- Gowanus Tunnel Deferred for A Few Decades- existing viaduct being reconstructed
- Feds Deny BQE Tunnel that would provide useful extra capacity
- Proposals for IRT expansion languish
Best Bang For the Buck-
Construct Linear Park Covered Cut & Cover Tunnel Interboro-Cross Brooklyn Expressway/Cross Harbor With IRT X Line via the New York Connecting RR Corridor
Reconstruction of underutilized RR
into linear park atop multi purpose cut and cover transportation facility
to better serve and connect the boroughs and the region
- Reconstructs existing under-utilized New York Connecting Railroad
- Constructs New Linear Park Atop Multi-Purpose/Railway-Expressway Cut and Cover Transportation facility
- Provides modernized-expanded freight rail, plus new IRT X Line from northern Queens southward to east-west through Brooklyn
- Provides an all new parallel vehicular route to the Brooklyn-Queens and Gowanus Expressways, avoiding construction disturbances to traffic upon those roads, and ultimately ease their future reconstruction, as well as better serve JFK Airport.
- Provide a much needed vehicular expressway route and IRT subway line across central Brooklyn
- Provides options for extensions:
-- westward via an all new Cross Harbor Tunnel,
-- northward via new tunnel connections to the Bronx,
-- eastward via IRT spur to JFK Airport.
Interboro Expressway was planned during the 1960s, included modernizing the existing IRT Carnesie line.
Cross Brooklyn Expressway was planned during the 1950s and 1960s to be routed by the Bay Ridge LIRR corridor, with different ideas for fitting it within the corridor's 80 foot wide middle segment, by the mid 1960s as a multi-level elevated facility, and by the late 1960s with multi-level cut and cover tunnels with new IRT line and new development atop, known as the 'Linear City' proposal.

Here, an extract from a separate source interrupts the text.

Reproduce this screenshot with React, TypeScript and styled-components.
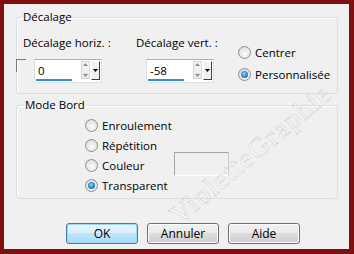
import React from 'react';
import styled, { createGlobalStyle } from 'styled-components';

const GlobalStyle = createGlobalStyle`
  html, body {
    margin: 0;
    padding: 0;
    background: #f0f0f0;
  }
  body {
    font-family: 'Open Sans', 'Noto Sans', sans-serif;
    font-size: 11.5px;
    color: #000;
  }
`;

const Frame = styled.div`
  position: relative;
  box-sizing: border-box;
  width: 354px;
  height: 254px;
  border-style: solid;
  border-color: #7e1010;
  border-width: 4px 5px 5px 4px;
  background: #f0f0f0;
  padding: 5px 11px 0 12px;
  overflow: hidden;
`;

const Group = styled.fieldset<{ $gap?: number }>`
  margin: ${(p) => p.$gap ?? 0}px 0 0 0;
  padding: 0;
  border: 1px solid #d5dfe5;
  border-radius: 3px;
  box-shadow: inset 1px 1px 0 #fff;
  min-width: 0;
`;

const Legend = styled.legend<{ $indent: number }>`
  margin-left: ${(p) => p.$indent}px;
  padding: 0 1px;
  line-height: 16px;
`;

const OffsetBody = styled.div`
  display: grid;
  grid-template-columns: 119px 102px 1fr;
  padding: 10px 0 10px 0;
`;

const FieldCol = styled.div<{ $labelIndent: number }>`
  display: flex;
  flex-direction: column;
  gap: 8px;
  & > label {
    padding-left: ${(p) => p.$labelIndent}px;
    line-height: 16px;
    white-space: nowrap;
  }
`;

const FieldRow = styled.div<{ $indent: number }>`
  display: flex;
  align-items: flex-start;
  padding-left: ${(p) => p.$indent}px;
`;

const Check = styled.span`
  box-sizing: border-box;
  width: 10px;
  height: 13px;
  margin: 0 8px 0 -1px;
  border-top: 1px solid #7a7a7a;
  border-left: 1px solid #7a7a7a;
`;

const SpinField = styled.div`
  box-sizing: border-box;
  display: flex;
  width: 68px;
  height: 24px;
  padding: 1px 1px 1px 0;
  background: #fff;
  border: 1px solid #dde2e8;
  border-top-color: #abadb3;
`;

const ValueCol = styled.div`
  display: flex;
  flex-direction: column;
  padding: 2px 0 0 0;
  & > span {
    padding-left: 3px;
    line-height: 16px;
  }
`;

const Underline = styled.div`
  width: 36px;
  height: 2px;
  margin-left: 1px;
  background: #3c8dc5;
`;

const SpinArrows = styled.div`
  box-sizing: border-box;
  display: flex;
  flex-direction: column;
  justify-content: space-between;
  align-items: center;
  width: 9px;
  height: 18px;
  margin-left: auto;
  padding: 1px 0;
  border: 1px solid #d6d6d6;
  background: linear-gradient(#f7f7f7, #e9e9e9);
`;

const DropButton = styled.div`
  box-sizing: border-box;
  display: flex;
  align-items: center;
  justify-content: center;
  width: 9px;
  height: 19px;
  margin-left: 1px;
  background: #f0f0f0;
  border: 1px solid;
  border-color: #fff #404040 #404040 #fff;
`;

const RadioCol = styled.div<{ $top: number }>`
  display: flex;
  flex-direction: column;
  gap: 6px;
  padding-top: ${(p) => p.$top}px;
`;

const RadioRow = styled.label`
  display: flex;
  align-items: center;
  gap: 4px;
  height: 16px;
  white-space: nowrap;
`;

const Dot = styled.span<{ $on?: boolean }>`
  box-sizing: border-box;
  position: relative;
  flex: none;
  width: 13px;
  height: 13px;
  border-radius: 50%;
  border: 1px solid #8e8f8f;
  background: radial-gradient(circle at 55% 60%, #fdfdfd 0%, #e6e6e6 55%, #cfcfcf 100%);
  &::after {
    content: '';
    display: ${(p) => (p.$on ? 'block' : 'none')};
    position: absolute;
    left: 2px;
    top: 2px;
    width: 7px;
    height: 7px;
    border-radius: 50%;
    background: radial-gradient(circle at 45% 40%, #9fdcfa 0%, #3a9ad0 40%, #154c74 100%);
  }
`;

const ModeBody = styled.div`
  display: grid;
  grid-template-columns: 89px 1fr;
  row-gap: 4px;
  padding: 4px 0 5px 68px;
`;

const Swatch = styled.div`
  box-sizing: border-box;
  width: 55px;
  height: 24px;
  margin: -5px 0 -3px 0;
  border: 1px solid #a5a5a5;
  border-right-color: #c9c9c9;
  border-bottom-color: #fff;
`;

const Buttons = styled.div`
  display: flex;
  gap: 9px;
  margin-top: 24px;
  padding-left: 50px;
`;

const Button = styled.button<{ $primary?: boolean }>`
  box-sizing: border-box;
  width: 72px;
  height: 21px;
  padding: 0;
  font: inherit;
  font-size: 12px;
  color: #000;
  border-radius: 3px;
  border: 1px solid ${(p) => (p.$primary ? '#3c7fb1' : '#707070')};
  background: ${(p) =>
    p.$primary
      ? 'linear-gradient(#eaf6fd 0%, #d9f0fc 45%, #bee6fd 50%, #a7d9f5 100%)'
      : 'linear-gradient(#f2f2f2 0%, #ebebeb 45%, #dddddd 50%, #cfcfcf 100%)'};
  box-shadow: inset 0 0 0 1px ${(p) => (p.$primary ? '#9fd7f3' : '#fcfcfc')};
`;

const Watermark = styled.div`
  position: absolute;
  left: 112px;
  top: 134px;
  width: 270px;
  text-align: center;
  transform: rotate(-40deg);
  font-family: 'Liberation Serif', serif;
  font-size: 28px;
  letter-spacing: 1.5px;
  color: rgba(255, 255, 255, 0.5);
  -webkit-text-stroke: 0.5px rgba(140, 140, 140, 0.4);
  pointer-events: none;
`;

function Arrow({ up, color }: { up?: boolean; color: string }) {
  return (
    <svg width="5" height="3" viewBox="0 0 5 3">
      <path d={up ? 'M0 3 L2.5 0 L5 3 Z' : 'M0 0 L5 0 L2.5 3 Z'} fill={color} />
    </svg>
  );
}

function Spin({ value }: { value: string }) {
  return (
    <SpinField>
      <ValueCol>
        <span>{value}</span>
        <Underline />
      </ValueCol>
      <SpinArrows>
        <Arrow up color="#8a8a8a" />
        <Arrow color="#8a8a8a" />
      </SpinArrows>
      <DropButton>
        <Arrow color="#000" />
      </DropButton>
    </SpinField>
  );
}

export default function App() {
  return (
    <Frame>
      <GlobalStyle />
      <Group>
        <Legend $indent={5}>Décalage</Legend>
        <OffsetBody>
          <FieldCol $labelIndent={6}>
            <label>Décalage horiz. :</label>
            <FieldRow $indent={0}>
              <Check />
              <Spin value="0" />
            </FieldRow>
          </FieldCol>
          <FieldCol $labelIndent={0}>
            <label>Décalage vert. :</label>
            <FieldRow $indent={10}>
              <Spin value="-58" />
            </FieldRow>
          </FieldCol>
          <RadioCol $top={9}>
            <RadioRow>
              <Dot />
              Centrer
            </RadioRow>
            <RadioRow>
              <Dot $on />
              Personnalisée
            </RadioRow>
          </RadioCol>
        </OffsetBody>
      </Group>
      <Group $gap={3}>
        <Legend $indent={7}>Mode Bord</Legend>
        <ModeBody>
          <RadioRow>
            <Dot />
            Enroulement
          </RadioRow>
          <span />
          <RadioRow>
            <Dot />
            Répétition
          </RadioRow>
          <span />
          <RadioRow>
            <Dot />
            Couleur
          </RadioRow>
          <Swatch />
          <RadioRow>
            <Dot $on />
            Transparent
          </RadioRow>
          <span />
        </ModeBody>
      </Group>
      <Buttons>
        <Button $primary>OK</Button>
        <Button>Annuler</Button>
        <Button>Aide</Button>
      </Buttons>
      <Watermark>VioletteGraphie</Watermark>
    </Frame>
  );
}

IRT X Line is being promoted by the Regional Planning Association. It would run via the combined corridors of those previously planned for the Interboro Expressway and the western portion of the Cross Brooklyn Expressway, thus including the IRT line that had previously been planned as part of the proposed Cross Brooklyn Expressway-Linear City Project.
Both the Interboro and the Linear City Cross Brooklyn Expressway proposals were cancelled over 4 decades ago: the Interboro in 1973, and the Cross Brooklyn/Linear City in 1969 as part of then NYC Mayor Lindsey's mass cancellations of the city's yet to be built freeways.
This proposal would combine a revived Interboro and Cross Brooklyn Expressways with an IRT X line conceivably expanded to include a spur to JFK Airport, in a design building upon what was developed with the previous 'Linear City' proposal, with the concept of enclosing the Expressways and the Railroads within box tunnels, but with a continuous linear park.
It would start the Interboro at the New York Connecting Railroad junction with the I-278 approach to the Triborough Bridge, reconstructing that segment to create the new junction.
The Cross Brooklyn Expressway would be built to accommodate extensions to the west and to the east, respectively: a Cross Harbor Tunnel to I-78 in New Jersey, featuring vehicular expressway and rail lines (freight and IRT); and a Expressway and IRT continuation to JFK Airport, and beyond via the east-west portion of the Belt Parkway with added carriageways and decking, to the Sunrise Highway Corridor.
Provides new enhanced transport corridor facility via existing underutilized corridor roughly paralleling the existing BQE-Gowanus, without requiring any disruptions to that existing corridor-facility; and ultimately could accept traffic diverted from that existing corridor-facility to make the later reconstruction of such more practical. It would be easier to eventually construct a tunneled replacement for the BQE-Gowanus when there is a parallel facility to divert much of the traffic. Would likewise provide such a benefit to the VanWyck Expressway, facilitating the latter's eventual reconstruction with greater capacity and undergrounding.